Entries with page source code
┄┄┄┄┄┄

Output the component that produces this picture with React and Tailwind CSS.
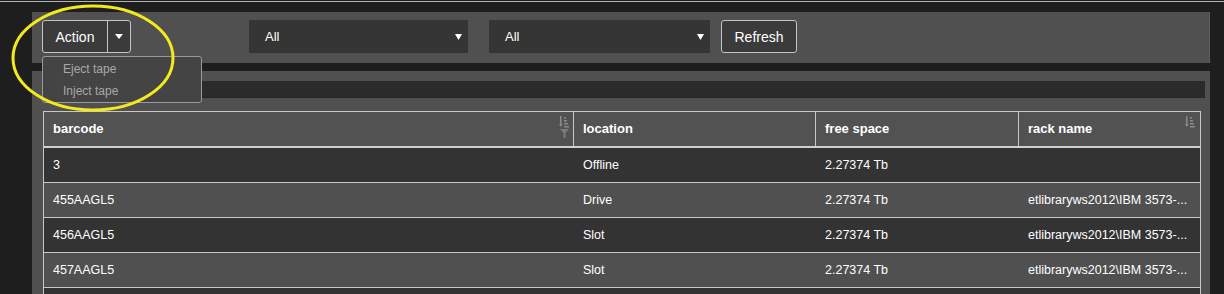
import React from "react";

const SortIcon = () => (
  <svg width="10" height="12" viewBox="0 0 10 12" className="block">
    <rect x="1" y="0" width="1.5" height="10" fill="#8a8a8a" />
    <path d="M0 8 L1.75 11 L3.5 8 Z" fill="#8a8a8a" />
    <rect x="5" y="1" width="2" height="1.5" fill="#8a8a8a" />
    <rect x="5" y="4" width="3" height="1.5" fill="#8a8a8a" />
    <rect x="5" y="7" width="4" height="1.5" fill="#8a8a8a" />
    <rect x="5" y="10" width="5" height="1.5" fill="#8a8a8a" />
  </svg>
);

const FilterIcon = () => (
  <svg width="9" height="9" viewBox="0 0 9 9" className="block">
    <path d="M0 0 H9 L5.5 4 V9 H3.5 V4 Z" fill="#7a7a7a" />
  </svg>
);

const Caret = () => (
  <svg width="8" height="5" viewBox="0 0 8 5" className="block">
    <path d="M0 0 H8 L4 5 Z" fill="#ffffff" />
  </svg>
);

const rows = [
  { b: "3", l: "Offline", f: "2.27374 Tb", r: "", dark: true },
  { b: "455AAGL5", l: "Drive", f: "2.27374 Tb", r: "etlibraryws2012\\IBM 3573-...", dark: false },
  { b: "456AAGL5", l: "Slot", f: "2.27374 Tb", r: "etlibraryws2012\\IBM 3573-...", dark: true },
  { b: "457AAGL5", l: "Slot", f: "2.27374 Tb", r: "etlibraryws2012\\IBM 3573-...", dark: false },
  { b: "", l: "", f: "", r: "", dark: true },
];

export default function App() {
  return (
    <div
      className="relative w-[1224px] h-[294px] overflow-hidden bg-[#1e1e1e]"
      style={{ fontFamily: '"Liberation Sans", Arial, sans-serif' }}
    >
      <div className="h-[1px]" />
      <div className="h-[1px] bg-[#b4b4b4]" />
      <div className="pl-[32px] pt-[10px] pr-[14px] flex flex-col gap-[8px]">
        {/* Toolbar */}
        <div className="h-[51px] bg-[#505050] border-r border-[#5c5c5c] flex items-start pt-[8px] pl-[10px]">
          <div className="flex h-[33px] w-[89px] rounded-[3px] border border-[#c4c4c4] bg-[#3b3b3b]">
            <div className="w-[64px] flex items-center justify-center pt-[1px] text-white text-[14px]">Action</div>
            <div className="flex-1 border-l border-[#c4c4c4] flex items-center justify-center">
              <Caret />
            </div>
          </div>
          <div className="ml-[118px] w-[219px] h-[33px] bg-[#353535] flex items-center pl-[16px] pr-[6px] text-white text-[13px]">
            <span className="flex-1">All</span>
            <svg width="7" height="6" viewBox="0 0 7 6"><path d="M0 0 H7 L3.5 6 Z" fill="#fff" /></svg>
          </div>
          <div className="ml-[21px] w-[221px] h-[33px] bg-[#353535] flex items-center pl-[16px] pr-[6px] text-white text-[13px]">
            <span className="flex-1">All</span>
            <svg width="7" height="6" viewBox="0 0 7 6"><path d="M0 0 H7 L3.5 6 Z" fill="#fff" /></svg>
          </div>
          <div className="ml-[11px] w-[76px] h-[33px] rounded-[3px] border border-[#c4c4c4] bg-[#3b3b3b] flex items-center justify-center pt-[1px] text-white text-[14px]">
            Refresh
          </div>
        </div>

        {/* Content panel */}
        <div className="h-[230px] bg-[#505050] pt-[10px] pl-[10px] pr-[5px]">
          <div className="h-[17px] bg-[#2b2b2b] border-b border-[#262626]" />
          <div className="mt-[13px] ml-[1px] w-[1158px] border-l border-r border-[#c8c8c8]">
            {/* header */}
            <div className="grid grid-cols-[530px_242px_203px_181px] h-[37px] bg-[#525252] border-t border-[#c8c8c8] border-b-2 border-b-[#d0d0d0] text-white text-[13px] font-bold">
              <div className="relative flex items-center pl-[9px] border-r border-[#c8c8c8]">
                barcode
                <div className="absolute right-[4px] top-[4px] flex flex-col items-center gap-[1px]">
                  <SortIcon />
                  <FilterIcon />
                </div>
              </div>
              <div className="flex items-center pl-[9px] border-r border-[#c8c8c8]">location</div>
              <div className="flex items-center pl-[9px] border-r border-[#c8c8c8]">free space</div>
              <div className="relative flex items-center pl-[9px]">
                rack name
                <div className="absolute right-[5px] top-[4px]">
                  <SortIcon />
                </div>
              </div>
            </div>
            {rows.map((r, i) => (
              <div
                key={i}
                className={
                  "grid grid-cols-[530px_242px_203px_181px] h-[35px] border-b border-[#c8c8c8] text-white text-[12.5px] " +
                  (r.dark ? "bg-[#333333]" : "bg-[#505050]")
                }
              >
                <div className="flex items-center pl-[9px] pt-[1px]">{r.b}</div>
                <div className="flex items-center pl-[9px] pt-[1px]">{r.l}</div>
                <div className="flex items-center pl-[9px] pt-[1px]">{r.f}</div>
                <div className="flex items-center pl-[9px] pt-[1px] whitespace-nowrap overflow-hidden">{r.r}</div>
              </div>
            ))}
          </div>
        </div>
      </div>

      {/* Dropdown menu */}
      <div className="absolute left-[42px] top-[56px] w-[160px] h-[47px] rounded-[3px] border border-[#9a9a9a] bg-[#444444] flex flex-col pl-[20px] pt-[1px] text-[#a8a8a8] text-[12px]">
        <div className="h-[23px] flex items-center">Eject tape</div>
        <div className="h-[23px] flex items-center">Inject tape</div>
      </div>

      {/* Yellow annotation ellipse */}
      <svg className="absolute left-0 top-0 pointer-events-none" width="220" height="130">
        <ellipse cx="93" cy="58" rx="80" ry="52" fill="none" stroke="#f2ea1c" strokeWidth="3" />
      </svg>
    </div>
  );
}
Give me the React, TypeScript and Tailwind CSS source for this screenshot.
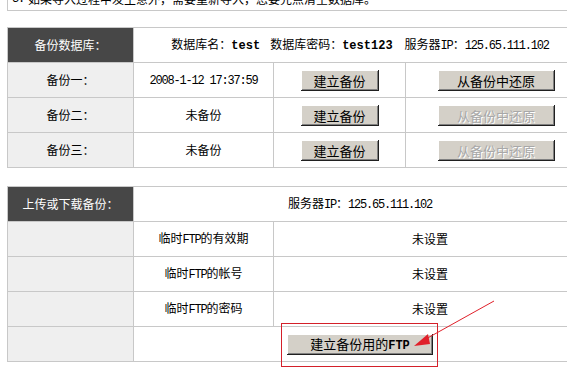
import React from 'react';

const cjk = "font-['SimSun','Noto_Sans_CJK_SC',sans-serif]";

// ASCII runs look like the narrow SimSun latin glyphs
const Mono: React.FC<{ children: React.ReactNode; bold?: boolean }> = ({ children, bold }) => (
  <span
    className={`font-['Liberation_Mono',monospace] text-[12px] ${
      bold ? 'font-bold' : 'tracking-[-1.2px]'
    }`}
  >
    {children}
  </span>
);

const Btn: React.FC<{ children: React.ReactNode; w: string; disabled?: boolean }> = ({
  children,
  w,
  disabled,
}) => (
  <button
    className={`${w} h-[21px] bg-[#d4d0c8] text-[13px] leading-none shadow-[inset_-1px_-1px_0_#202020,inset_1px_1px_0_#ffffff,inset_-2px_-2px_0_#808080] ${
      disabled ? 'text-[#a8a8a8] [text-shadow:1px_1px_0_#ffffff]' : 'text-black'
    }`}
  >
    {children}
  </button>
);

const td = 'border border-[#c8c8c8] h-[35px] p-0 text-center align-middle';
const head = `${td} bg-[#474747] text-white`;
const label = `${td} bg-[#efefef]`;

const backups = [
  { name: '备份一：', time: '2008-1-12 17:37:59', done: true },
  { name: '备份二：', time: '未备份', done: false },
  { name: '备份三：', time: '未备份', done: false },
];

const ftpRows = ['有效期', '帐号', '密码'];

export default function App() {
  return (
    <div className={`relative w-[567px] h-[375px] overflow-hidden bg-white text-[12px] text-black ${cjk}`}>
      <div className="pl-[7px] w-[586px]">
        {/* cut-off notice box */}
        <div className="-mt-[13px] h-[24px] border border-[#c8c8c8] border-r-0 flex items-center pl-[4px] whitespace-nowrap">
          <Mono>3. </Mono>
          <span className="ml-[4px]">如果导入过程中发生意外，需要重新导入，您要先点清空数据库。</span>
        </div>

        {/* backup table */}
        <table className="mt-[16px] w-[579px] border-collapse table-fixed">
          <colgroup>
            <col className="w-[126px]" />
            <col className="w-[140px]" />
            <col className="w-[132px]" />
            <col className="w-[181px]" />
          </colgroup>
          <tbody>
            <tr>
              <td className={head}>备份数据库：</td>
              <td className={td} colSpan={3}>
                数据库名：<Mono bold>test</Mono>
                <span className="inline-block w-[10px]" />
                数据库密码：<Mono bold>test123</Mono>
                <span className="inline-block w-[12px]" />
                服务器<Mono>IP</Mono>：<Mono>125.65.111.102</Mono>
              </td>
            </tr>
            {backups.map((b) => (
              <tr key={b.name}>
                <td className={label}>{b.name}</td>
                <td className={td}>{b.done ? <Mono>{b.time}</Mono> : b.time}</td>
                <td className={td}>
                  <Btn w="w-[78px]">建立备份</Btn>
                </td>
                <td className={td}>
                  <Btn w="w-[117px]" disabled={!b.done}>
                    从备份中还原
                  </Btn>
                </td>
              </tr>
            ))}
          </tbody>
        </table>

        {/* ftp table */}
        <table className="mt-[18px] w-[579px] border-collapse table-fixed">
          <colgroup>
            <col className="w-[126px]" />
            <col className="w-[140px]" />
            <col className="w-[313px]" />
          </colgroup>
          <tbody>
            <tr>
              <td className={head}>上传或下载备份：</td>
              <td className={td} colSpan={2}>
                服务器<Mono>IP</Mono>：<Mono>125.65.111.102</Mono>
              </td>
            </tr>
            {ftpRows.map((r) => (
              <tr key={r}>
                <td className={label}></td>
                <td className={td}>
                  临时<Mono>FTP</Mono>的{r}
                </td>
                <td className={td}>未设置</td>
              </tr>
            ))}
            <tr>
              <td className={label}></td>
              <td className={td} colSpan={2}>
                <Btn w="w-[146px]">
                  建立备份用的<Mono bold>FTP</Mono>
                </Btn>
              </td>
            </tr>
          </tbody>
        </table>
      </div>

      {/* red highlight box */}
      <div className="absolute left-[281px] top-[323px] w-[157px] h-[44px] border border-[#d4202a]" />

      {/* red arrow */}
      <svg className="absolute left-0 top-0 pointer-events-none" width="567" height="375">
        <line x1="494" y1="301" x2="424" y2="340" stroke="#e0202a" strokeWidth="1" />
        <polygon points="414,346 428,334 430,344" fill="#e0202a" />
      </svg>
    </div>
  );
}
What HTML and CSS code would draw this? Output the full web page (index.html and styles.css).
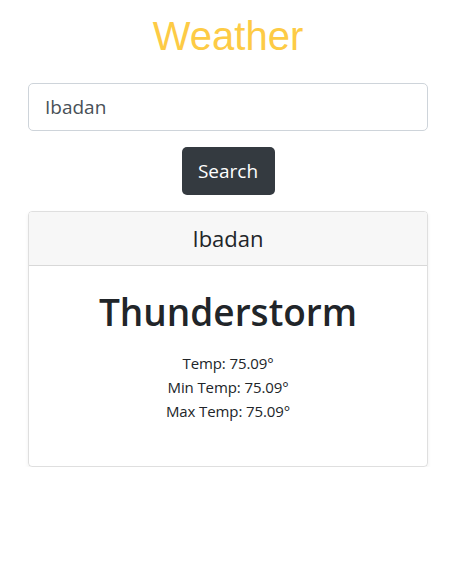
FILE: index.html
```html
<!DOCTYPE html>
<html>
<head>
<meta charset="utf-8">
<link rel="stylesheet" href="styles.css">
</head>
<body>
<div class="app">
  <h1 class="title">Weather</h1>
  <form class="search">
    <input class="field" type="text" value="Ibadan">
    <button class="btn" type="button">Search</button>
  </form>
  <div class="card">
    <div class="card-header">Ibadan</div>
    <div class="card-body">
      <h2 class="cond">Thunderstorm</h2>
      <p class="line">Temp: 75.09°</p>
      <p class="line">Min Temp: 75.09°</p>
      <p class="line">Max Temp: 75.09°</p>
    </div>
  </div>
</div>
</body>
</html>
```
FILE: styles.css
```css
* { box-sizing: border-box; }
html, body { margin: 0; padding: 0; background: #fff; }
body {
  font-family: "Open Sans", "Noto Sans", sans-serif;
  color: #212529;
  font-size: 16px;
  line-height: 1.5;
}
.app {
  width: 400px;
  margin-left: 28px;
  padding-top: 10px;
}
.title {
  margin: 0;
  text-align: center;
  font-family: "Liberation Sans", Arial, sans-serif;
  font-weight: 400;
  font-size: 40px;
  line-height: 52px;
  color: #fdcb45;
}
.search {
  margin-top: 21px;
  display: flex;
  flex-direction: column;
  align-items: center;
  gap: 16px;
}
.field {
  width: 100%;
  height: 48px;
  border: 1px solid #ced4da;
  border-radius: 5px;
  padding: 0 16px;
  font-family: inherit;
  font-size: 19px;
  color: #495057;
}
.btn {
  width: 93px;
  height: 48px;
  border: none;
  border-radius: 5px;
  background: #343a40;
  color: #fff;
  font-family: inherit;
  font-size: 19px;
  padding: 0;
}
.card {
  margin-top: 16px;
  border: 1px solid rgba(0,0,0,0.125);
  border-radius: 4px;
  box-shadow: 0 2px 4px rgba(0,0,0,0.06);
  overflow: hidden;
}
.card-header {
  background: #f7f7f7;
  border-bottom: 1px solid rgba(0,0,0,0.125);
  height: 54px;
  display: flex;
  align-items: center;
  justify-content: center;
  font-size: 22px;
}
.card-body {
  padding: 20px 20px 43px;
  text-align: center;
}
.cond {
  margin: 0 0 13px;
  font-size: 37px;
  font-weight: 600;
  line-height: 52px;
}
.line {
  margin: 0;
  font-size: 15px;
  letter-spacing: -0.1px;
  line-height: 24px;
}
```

┄┄┄┄┄┄

Required task: Copy all lines of the material above where the string "styles" occurs.

Correct answer:
What HTML and CSS code would draw this? Output the full web page (index.html and styles.css).
<link rel="stylesheet" href="styles.css">
FILE: styles.css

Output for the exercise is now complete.